Vogue Magazine Photograph- 1930

This source is a photo for Vogue magazine in 1930 of two models wearing stylish evening gowns. This photo showcases the style of the time for women to wear more feminine garments. The gowns are slinky and the hair is worn in finger waves. The message to be gleaned from this photo is that despite the stock market crash, glamour prevailed. This photo is a great source as it comes from Vogue magazine, which epitomized fashion of the time. These models represent what women aspired to look like, and how they were told to dress. The accentuated waist is a marker that fashion is evolving past the 1920’s era of shapeless dresses. This source reflects the swinging pendulum of style; following a decade of short, shift designs, feminine-cut dresses came back into fashion.

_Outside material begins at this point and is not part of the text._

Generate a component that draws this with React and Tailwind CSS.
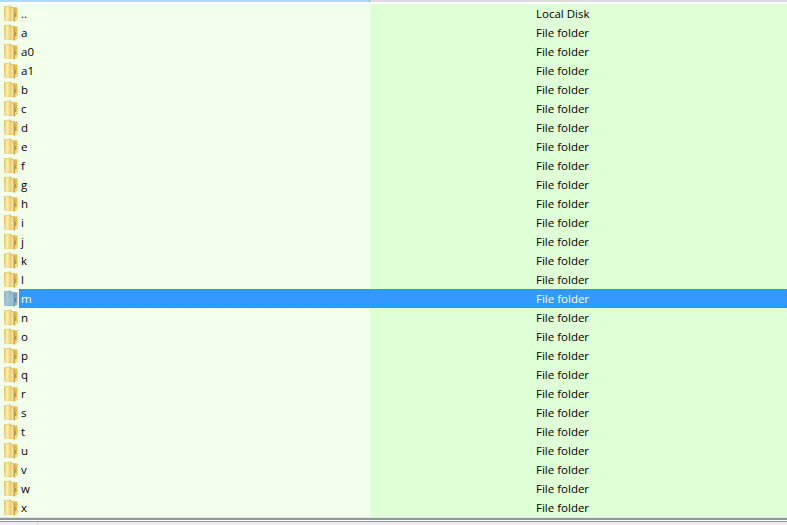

Fashion Illustration- 1932

This source is an illustration displaying the designs of Molyneux and Jenny in 1932. The women are all wearing long, slim-fitting skirts. The skirts, unlike hobble-skirts of the Gilded Age, allow for plenty of movement and fall to about mid-calf. There is very little boning, or corsetry required for such outfits, and they promote women walking around or doing activities like golfing. The far left outfit is described as a “sports dress.” The dresses reflect the economic distress of the time as they lack the extravagant embroidery and of the era before and are instead adorned with small accents. This source captures perfectly a moment between wars in the opulence of the 1920s faded, yet the easier looser silhouettes remained.

Eleanor Roosevelt- 1932

This source is a photo of First-Lady Eleanor Roosevelt boarding an airplane in 1932. She’s wearing a wool suit, with a matching skirt, jacket, and overcoat. Around her neck is a mink stole to dress up the outfit. Her outfit shows that the economic deficit of the time affected even those who could afford to dress more lavishly. The need to dress in clothes that were cheaper simply became stylish. Roosevelt’s loose and short mid-calf skirt is also representative of the easier standards for women.